A primeira cena do filme, aquela na qual o protagonista recebe o Prêmio Nobel, já nos apresenta um homem vivendo uma situação de desconforto. A roupa utilizada e o visível distanciamento do cerimonial antecipam um discurso curto e no qual o autor laureado deixa clara a constatação de que foi transformado numa instituição aceita pelos criticados em sua obra. O escritor poderia ter recusado o prêmio, e não seria o primeiro a fazê-lo. O filme, portanto, não é daqueles que exaltam o comportamento de seus personagens, e sim uma obra que opta por um olhar irreverente, o que resulta por vezes em cenas marcadas por uma crítica sarcástica. A outra consagração, a que ele recebe na cidade onde nasceu e para a qual nunca tinha voltado, expõe as precariedades e as deficiências de um mundo do qual parece impossível o afastamento. Sem dúvida, a atitude e as palavras do protagonista na cerimônia em Estocolmo têm suas raízes no que é focalizado na cidade-natal. Voltando às suas fontes de inspiração, padece o castigo por ter abandonado seu mundo. Vivenciando momentos ridículos e entrando em conflito com alguns fantasmas do passado, o escritor laureado se transforma em personagem de um drama através do qual os dois realizadores e seu roteirista pintam um quadro revelador não de uma cidade, pois esta é um símbolo daquele universo do qual o personagem procura fugir, algo exposto com clareza nas dezenas de convites recusados.
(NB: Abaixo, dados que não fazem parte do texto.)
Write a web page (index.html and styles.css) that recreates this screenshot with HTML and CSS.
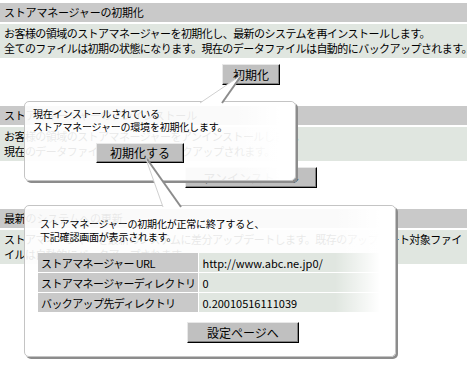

Num tom próximo da comédia e aos poucos se aproximando de situações dramáticas, o filme organiza uma espécie de desfile de deformidades. Instituições políticas e familiares surgem em cena e começam a ser desmontadas. O imitador de porcos selvagens não é apenas um cômico, pois seu primitivismo será o deflagrador de toda uma agressividade nem sempre contida. E há também o olhar devastador sobre a arte transformada em ritual destinado a expor vaidades. O trabalho de seleção de quadros para uma exposição e as consequências por ele geradas explicitam em cena outro exemplo de uma feira de futilidades. Neste mundo são poucos os que resistem e assim é sincero o aplauso do escritor para os que ainda estão presentes em sua última palestra. E assim também seu apoio ao jovem que provavelmente será o próximo herói da cidade. Os carros que falham em momentos decisivos compõem um tema que se repete e resume a falência de uma sociedade. E quando o protagonista é praticamente expulso da casa em que nasceu, o filme revela a impossibilidade de uma volta ao vivido. O próprio personagem constata a inutilidade de tal operação, ao revelar que pensava poder voltar como esse estivesse assistindo a um filme. Esta não é a única referência ao cinema. A outra é discutível. Ninguém poderá negar o talento de Leni Riefenstahl e sua contribuição ao documentário cinematográfico, mesmo que sua obra tenha sido contaminada e maculada pelo nazismo, mas é exagerada a importância a ela atribuída pelo escritor protagonista. Mas este é um detalhe, num relato que exibe competência e capacidade de manter a atenção em todos os momentos.